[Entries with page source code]

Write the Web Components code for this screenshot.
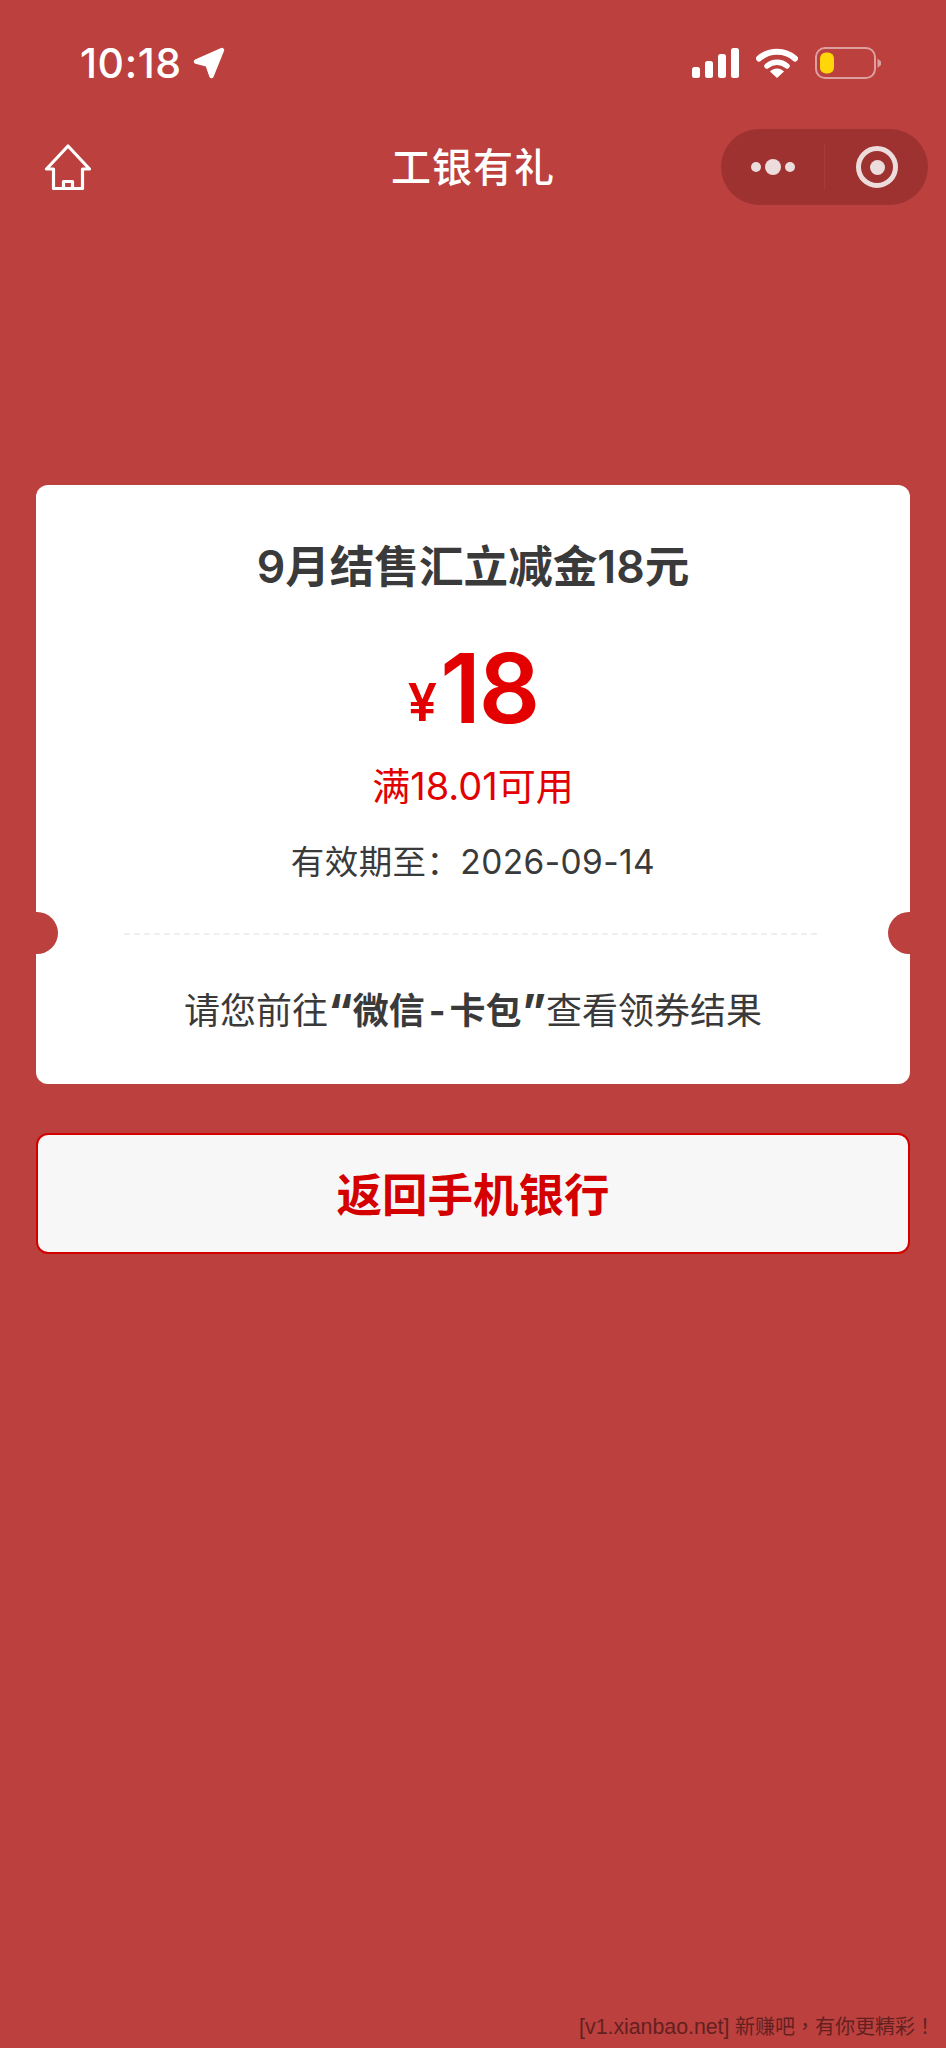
<!DOCTYPE html>
<html lang="zh-CN">
<head>
<meta charset="utf-8">
<title>工银有礼</title>
<style>
  html, body { margin: 0; padding: 0; background: #bb403e; }
  body { font-family: Inter, "Noto Sans CJK SC", sans-serif; }
</style>
</head>
<body>
<app-page>
  <status-bar slot="top" time="10:18"></status-bar>
  <nav-bar slot="top">工银有礼</nav-bar>
  <coupon-card slot="main">
    <span slot="title">9月结售汇立减金18元</span>
    <span slot="amount">18</span>
    <span slot="limit">满18.01可用</span>
    <span slot="expiry">有效期至：2026-09-14</span>
    <span slot="note">请您前往<b><span style="font-size:46px;line-height:0;vertical-align:-4px">“</span>微信<span style="padding:0 4px">-</span>卡包<span style="font-size:46px;line-height:0;vertical-align:-4px">”</span></b>查看领券结果</span>
  </coupon-card>
  <action-button slot="main">返回手机银行</action-button>
  <span slot="footer" lang="zh-TW"><span style="font-size:21.3px">[v1.xianbao.net]</span> 新赚吧，有你更精彩！</span>
</app-page>

<script>
(function () {
    function define(name, markup, init) {
        const template = document.createElement('template');
        template.innerHTML = markup;
        customElements.define(name, class extends HTMLElement {
            constructor() {
                super();
                this.attachShadow({mode: 'open'});
                this.shadowRoot.appendChild(template.content.cloneNode(true));
            }
            connectedCallback() {
                if (init) init(this);
            }
        });
    }

    define('app-page', `
    <style>
        :host { display: flex; flex-direction: column; height: 2048px; background: #bb403e; overflow: hidden; }
        main { display: flex; flex-direction: column; gap: 49px; padding: 0 36px; margin-top: 280px; }
        footer { margin-top: auto; padding: 0 11px 8px 0; text-align: right; font: 20px/26px "Liberation Sans", "Noto Sans CJK TC", sans-serif; color: #642020; }
    </style>
    <slot name="top"></slot>
    <main><slot name="main"></slot></main>
    <footer><slot name="footer"></slot></footer>
    `);

    define('status-bar', `
    <style>
        :host { display: flex; align-items: center; height: 32px; padding: 47px 64px 0 80px; color: #fff; }
        .time { font: 500 41px/32px Inter, sans-serif; letter-spacing: .6px; }
        .arrow { margin-left: 10px; }
        .right { margin-left: auto; display: flex; align-items: center; gap: 17px; }
        svg { display: block; }
    </style>
    <span class="time"></span>
    <svg class="arrow" width="34" height="32" viewBox="0 0 34 32"><path d="M30 3 4 14.500 15.500 17.500 19.500 29Z" fill="#fff" stroke="#fff" stroke-width="4.500" stroke-linejoin="round"/></svg>
    <div class="right">
        <svg width="47" height="30" viewBox="0 0 47 30" fill="#fff">
            <rect x="0" y="19" width="8" height="11" rx="2.500"/>
            <rect x="13" y="13" width="8" height="17" rx="2.500"/>
            <rect x="26" y="6" width="8" height="24" rx="2.500"/>
            <rect x="39" y="0" width="8" height="30" rx="2.500"/>
        </svg>
        <svg width="42" height="30" viewBox="0 0 42 30">
            <path d="M3 10.500C13 1.500 29 1.500 39 10.500" fill="none" stroke="#fff" stroke-width="6" stroke-linecap="round"/>
            <path d="M11 18C17 13 25 13 31 18" fill="none" stroke="#fff" stroke-width="5.500" stroke-linecap="round"/>
            <path d="M14 23.500C18 19.500 24 19.500 28 23.500L21 30Z" fill="#fff"/>
        </svg>
        <svg width="67" height="32" viewBox="0 0 67 32">
            <rect x="1" y="1" width="59" height="30" rx="9" fill="none" stroke="#fff" stroke-opacity=".5" stroke-width="2"/>
            <rect x="5" y="5.500" width="14" height="21" rx="6" fill="#ffd60a"/>
            <path d="M62.500 11.500 66 14.500V18L62.500 21Z" fill="#fff" fill-opacity=".5"/>
        </svg>
    </div>
    `, el => {
        el.shadowRoot.querySelector('.time').textContent = el.getAttribute('time');
    });

    define('nav-bar', `
    <style>
        :host { display: grid; grid-template-columns: 1fr auto 1fr; align-items: center; height: 76px; padding: 50px 18px 0; color: #fff; }
        svg { display: block; margin-left: 26px; }
        .title { font: 500 40px/74px Inter, "Noto Sans CJK SC", sans-serif; padding-top: 2px; letter-spacing: 1px; }
        capsule-menu { justify-self: end; }
    </style>
    <svg width="48" height="47" viewBox="0 0 48 47" fill="none" stroke="#fff" stroke-width="3.200" stroke-linejoin="round" stroke-linecap="round">
        <path d="M24 2 2.500 25H9.500V44.500H38.500V25H45.500Z"/>
        <path d="M19.500 44.500V37.500H28.500V44.500"/>
    </svg>
    <div class="title"><slot></slot></div>
    <capsule-menu></capsule-menu>
    `);

    define('capsule-menu', `
    <style>
        :host { display: flex; align-items: center; width: 207px; height: 76px; border-radius: 38px; background: #9e3231; }
        .more { display: flex; align-items: center; justify-content: center; gap: 4px; width: 103px; }
        .more i { display: block; width: 10px; height: 10px; border-radius: 50%; background: #ecdcdc; }
        .more i.big { width: 16px; height: 16px; }
        .sep { width: 1px; height: 46px; background: #ab3a39; }
        .ring { width: 42px; height: 42px; margin-left: 31px; box-sizing: border-box; border: 5px solid #ecdcdc; border-radius: 50%; display: flex; align-items: center; justify-content: center; }
        .ring i { display: block; width: 15px; height: 15px; border-radius: 50%; background: #ecdcdc; }
    </style>
    <div class="more"><i></i><i class="big"></i><i></i></div>
    <div class="sep"></div>
    <div class="ring"><i></i></div>
    `);

    define('coupon-card', `
    <style>
        :host { display: block; position: relative; height: 599px; background: #fff; border-radius: 12px; text-align: center; color: #3a3a3a; overflow: hidden; }
        .top { display: flex; flex-direction: column; align-items: center; height: 448px; }
        .title { font: 600 44.600px/56px Inter, "Noto Sans CJK SC", sans-serif; margin-top: 54px; }
        .amount { display: flex; align-items: baseline; justify-content: center; color: #e20000; margin-top: 38px; height: 110px; }
        .amount em { font: 600 52px/110px Inter, sans-serif; margin-right: 3px; position: relative; top: -2px; }
        .amount div { font: 600 96px/110px Inter, sans-serif; letter-spacing: -2px; }
        .limit { font: 400 38px/46px Inter, "Noto Sans CJK SC", sans-serif; color: #e20000; margin-top: 20px; }
        .expiry { font: 400 33.500px/44px Inter, "Noto Sans CJK SC", sans-serif; letter-spacing: .4px; margin-top: 31px; }
        .line { margin: 0 93px 0 88px; border-top: 2px dashed #efefef; }
        .note { font: 400 36px/46px Inter, "Noto Sans CJK SC", sans-serif; margin-top: 53px; }
        ::slotted(b) { font-weight: 700; }
        .notch { position: absolute; top: 427px; width: 42px; height: 42px; border-radius: 50%; background: #bb403e; }
        .notch.l { left: -20px; }
        .notch.r { right: -20px; }
    </style>
    <div class="top">
        <div class="title"><slot name="title"></slot></div>
        <div class="amount"><em>¥</em><div><slot name="amount"></slot></div></div>
        <div class="limit"><slot name="limit"></slot></div>
        <div class="expiry"><slot name="expiry"></slot></div>
    </div>
    <div class="line"></div>
    <div class="note"><slot name="note"></slot></div>
    <i class="notch l"></i><i class="notch r"></i>
    `);

    define('action-button', `
    <style>
        :host { display: flex; align-items: center; justify-content: center; box-sizing: border-box; height: 121px; padding-top: 5px; background: #f7f7f7; border: 2.500px solid #d40000; border-radius: 12px; color: #d40000; font: 700 45.500px/1 Inter, "Noto Sans CJK SC", sans-serif; }
    </style>
    <slot></slot>
    `);
})();
</script>
</body>
</html>
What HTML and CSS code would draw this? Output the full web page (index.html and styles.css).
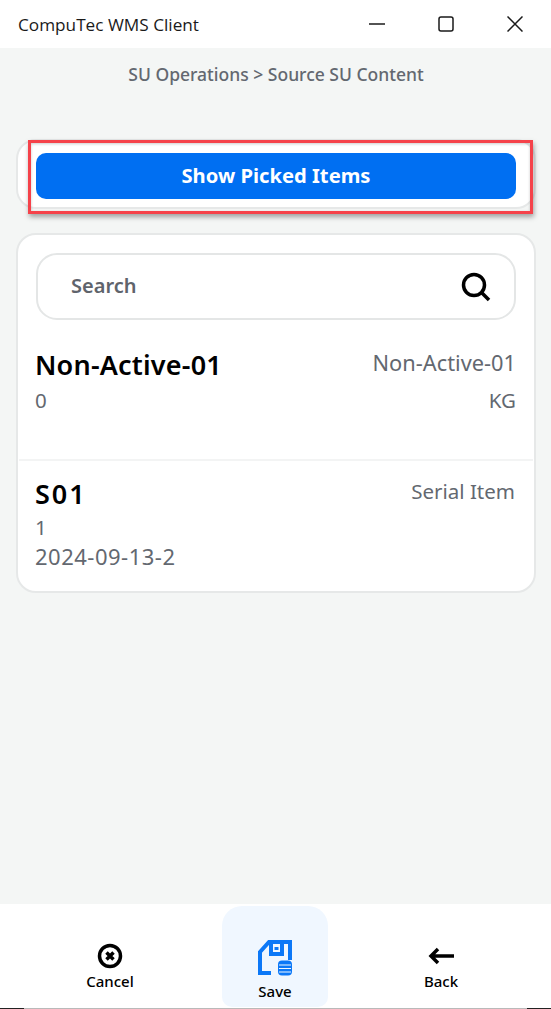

* Stated task: In the data above, please extract the lines from the first one through the line with "</app-page>", exactly, and keep pictures out.

* Right answer:
Write the Web Components code for this screenshot.
<!DOCTYPE html>
<html lang="zh-CN">
<head>
<meta charset="utf-8">
<title>工银有礼</title>
<style>
  html, body { margin: 0; padding: 0; background: #bb403e; }
  body { font-family: Inter, "Noto Sans CJK SC", sans-serif; }
</style>
</head>
<body>
<app-page>
  <status-bar slot="top" time="10:18"></status-bar>
  <nav-bar slot="top">工银有礼</nav-bar>
  <coupon-card slot="main">
    <span slot="title">9月结售汇立减金18元</span>
    <span slot="amount">18</span>
    <span slot="limit">满18.01可用</span>
    <span slot="expiry">有效期至：2026-09-14</span>
    <span slot="note">请您前往<b><span style="font-size:46px;line-height:0;vertical-align:-4px">“</span>微信<span style="padding:0 4px">-</span>卡包<span style="font-size:46px;line-height:0;vertical-align:-4px">”</span></b>查看领券结果</span>
  </coupon-card>
  <action-button slot="main">返回手机银行</action-button>
  <span slot="footer" lang="zh-TW"><span style="font-size:21.3px">[v1.xianbao.net]</span> 新赚吧，有你更精彩！</span>
</app-page>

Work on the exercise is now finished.